* **Task to carry out**: Determine the number of lines that contain the word "full", then state that number and nothing more.

═══ Recorded data

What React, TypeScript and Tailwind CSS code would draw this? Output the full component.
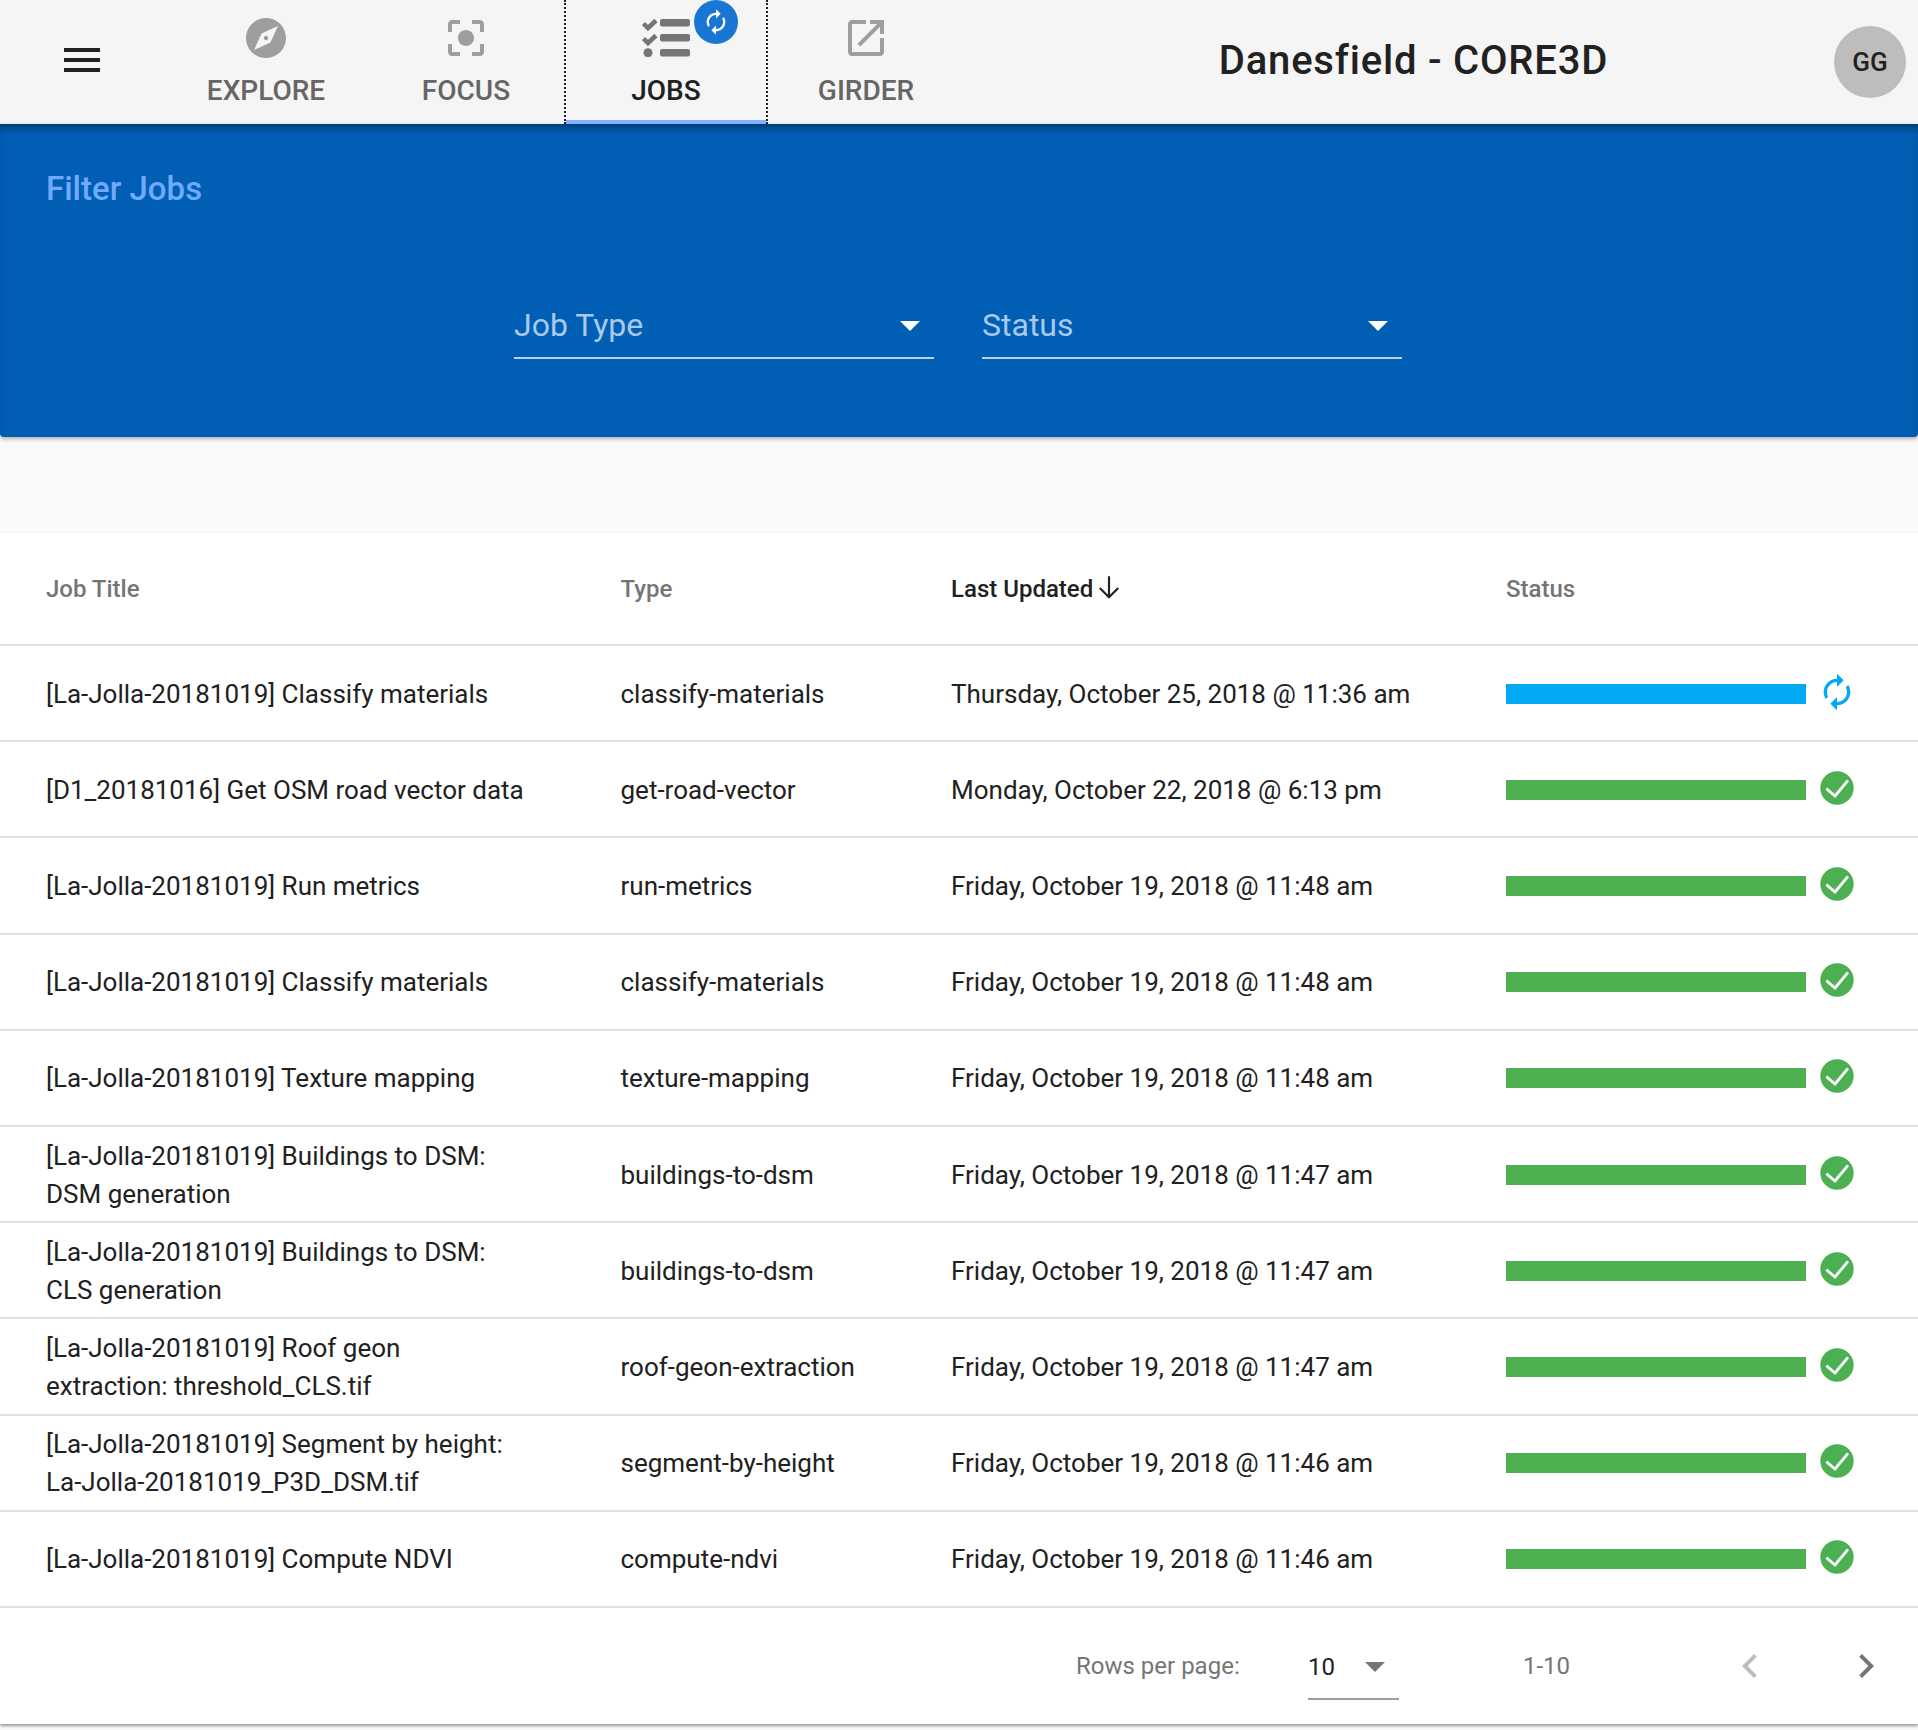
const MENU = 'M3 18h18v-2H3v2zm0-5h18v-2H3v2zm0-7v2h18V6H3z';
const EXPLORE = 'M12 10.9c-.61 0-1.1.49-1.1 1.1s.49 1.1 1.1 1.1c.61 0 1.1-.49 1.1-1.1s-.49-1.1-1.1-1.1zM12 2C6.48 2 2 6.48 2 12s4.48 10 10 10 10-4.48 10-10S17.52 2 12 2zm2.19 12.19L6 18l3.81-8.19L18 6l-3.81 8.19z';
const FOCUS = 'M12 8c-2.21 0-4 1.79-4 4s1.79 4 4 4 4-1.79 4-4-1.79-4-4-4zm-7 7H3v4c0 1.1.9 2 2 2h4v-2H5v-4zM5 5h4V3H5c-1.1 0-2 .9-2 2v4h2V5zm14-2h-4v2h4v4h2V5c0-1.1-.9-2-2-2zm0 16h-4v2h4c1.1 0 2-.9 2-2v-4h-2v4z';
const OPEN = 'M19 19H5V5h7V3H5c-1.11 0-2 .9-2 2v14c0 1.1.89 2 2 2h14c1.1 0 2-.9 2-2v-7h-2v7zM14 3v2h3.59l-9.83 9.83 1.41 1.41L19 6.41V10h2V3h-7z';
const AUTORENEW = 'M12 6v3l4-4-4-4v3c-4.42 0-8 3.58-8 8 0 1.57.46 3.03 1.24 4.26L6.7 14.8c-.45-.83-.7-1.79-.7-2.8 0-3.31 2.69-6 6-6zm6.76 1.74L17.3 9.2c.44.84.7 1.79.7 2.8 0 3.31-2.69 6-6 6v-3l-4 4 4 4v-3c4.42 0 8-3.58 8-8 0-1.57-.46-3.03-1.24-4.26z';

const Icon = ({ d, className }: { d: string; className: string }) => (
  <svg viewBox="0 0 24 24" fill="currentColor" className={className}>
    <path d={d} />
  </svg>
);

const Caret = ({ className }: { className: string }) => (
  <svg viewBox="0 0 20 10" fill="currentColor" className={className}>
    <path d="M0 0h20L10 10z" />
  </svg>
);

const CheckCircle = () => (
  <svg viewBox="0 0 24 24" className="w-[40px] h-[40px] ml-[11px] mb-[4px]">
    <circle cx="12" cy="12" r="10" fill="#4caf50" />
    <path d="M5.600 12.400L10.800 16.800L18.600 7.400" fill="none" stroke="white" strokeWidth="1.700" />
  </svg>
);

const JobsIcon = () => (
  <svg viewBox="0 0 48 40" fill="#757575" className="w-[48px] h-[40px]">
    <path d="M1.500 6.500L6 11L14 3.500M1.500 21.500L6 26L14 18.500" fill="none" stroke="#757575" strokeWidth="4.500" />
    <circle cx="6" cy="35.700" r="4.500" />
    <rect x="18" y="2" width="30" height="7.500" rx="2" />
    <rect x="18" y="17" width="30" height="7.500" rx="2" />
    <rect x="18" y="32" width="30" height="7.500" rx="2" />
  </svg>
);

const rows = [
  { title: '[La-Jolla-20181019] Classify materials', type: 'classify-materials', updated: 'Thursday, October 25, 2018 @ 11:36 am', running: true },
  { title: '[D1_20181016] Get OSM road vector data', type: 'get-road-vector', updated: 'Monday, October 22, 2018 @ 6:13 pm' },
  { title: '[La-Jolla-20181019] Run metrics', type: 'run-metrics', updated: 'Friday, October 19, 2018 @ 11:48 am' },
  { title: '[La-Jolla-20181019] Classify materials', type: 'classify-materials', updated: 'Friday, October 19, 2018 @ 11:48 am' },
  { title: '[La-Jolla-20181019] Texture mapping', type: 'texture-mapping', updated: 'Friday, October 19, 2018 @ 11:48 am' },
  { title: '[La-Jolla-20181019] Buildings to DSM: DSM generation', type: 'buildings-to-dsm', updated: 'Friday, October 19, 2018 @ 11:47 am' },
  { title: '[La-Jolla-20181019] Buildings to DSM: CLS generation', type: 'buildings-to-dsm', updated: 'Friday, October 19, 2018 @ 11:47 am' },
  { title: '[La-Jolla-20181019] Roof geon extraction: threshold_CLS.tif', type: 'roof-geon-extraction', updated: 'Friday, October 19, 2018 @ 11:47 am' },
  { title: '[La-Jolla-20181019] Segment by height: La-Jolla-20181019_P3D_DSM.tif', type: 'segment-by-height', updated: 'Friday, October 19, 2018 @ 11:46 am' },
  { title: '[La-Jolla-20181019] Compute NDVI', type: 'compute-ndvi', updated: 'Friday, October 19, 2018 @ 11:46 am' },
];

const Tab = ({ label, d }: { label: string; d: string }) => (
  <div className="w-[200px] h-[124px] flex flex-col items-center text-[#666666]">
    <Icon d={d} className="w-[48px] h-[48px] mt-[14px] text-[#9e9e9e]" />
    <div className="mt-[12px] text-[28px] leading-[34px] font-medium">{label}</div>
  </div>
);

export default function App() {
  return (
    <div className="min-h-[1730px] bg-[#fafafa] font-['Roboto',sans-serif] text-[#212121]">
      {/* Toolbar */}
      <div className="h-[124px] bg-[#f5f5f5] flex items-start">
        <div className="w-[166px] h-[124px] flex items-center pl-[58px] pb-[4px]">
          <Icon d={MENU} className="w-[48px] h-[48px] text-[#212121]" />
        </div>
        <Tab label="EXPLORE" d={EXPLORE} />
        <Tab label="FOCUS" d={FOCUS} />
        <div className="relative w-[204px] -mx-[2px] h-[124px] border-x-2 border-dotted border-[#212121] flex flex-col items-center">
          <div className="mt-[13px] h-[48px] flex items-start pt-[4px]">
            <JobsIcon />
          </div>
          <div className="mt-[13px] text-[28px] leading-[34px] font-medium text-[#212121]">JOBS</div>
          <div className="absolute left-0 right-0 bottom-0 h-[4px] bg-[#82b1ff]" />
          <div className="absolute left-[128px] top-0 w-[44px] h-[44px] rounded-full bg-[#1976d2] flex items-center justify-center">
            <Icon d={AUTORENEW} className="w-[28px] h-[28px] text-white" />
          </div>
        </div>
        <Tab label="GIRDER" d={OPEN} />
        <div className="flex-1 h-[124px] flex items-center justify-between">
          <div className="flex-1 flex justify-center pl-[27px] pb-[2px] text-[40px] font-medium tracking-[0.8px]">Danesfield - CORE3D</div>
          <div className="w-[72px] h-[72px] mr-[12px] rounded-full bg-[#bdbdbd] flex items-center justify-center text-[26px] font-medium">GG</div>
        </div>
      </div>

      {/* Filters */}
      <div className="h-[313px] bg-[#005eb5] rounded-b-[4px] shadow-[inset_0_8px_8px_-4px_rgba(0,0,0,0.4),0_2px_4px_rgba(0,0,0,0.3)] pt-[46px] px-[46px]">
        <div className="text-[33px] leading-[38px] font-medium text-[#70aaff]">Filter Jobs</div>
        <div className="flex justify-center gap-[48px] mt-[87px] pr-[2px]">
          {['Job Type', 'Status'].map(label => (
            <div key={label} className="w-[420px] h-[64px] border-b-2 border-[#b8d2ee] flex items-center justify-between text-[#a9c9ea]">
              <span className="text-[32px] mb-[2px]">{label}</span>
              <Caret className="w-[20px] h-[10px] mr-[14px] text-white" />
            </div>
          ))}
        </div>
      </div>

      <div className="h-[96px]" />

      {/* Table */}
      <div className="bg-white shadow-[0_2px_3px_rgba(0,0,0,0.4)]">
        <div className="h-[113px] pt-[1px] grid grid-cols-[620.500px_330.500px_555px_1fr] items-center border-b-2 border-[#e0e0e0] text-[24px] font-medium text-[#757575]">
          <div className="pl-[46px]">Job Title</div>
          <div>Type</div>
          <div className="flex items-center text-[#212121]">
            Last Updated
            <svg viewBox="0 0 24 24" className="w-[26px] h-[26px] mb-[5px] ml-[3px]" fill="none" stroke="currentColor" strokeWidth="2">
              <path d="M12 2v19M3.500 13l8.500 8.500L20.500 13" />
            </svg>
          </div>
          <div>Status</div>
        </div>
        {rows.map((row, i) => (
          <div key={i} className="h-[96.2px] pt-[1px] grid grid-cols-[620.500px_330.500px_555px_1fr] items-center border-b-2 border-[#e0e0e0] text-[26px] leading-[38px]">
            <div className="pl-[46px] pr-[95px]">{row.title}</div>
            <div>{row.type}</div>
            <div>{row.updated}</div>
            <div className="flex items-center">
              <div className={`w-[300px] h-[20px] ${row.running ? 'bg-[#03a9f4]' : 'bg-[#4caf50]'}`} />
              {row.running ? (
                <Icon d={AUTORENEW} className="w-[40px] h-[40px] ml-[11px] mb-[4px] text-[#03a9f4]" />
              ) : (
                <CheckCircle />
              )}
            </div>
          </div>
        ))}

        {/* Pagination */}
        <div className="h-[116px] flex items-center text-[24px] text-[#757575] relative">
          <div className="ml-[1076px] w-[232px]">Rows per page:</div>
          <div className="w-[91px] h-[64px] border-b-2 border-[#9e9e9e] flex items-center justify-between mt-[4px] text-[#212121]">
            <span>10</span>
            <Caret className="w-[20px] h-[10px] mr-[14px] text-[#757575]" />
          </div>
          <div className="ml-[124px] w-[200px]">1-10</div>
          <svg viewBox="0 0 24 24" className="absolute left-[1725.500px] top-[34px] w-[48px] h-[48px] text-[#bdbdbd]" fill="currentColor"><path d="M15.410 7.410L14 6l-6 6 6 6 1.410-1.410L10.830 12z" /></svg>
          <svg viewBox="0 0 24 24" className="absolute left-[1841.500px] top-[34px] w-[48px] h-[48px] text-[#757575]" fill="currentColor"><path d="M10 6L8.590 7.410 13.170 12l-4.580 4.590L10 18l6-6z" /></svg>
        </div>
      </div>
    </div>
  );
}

══════

* **Final result**: 3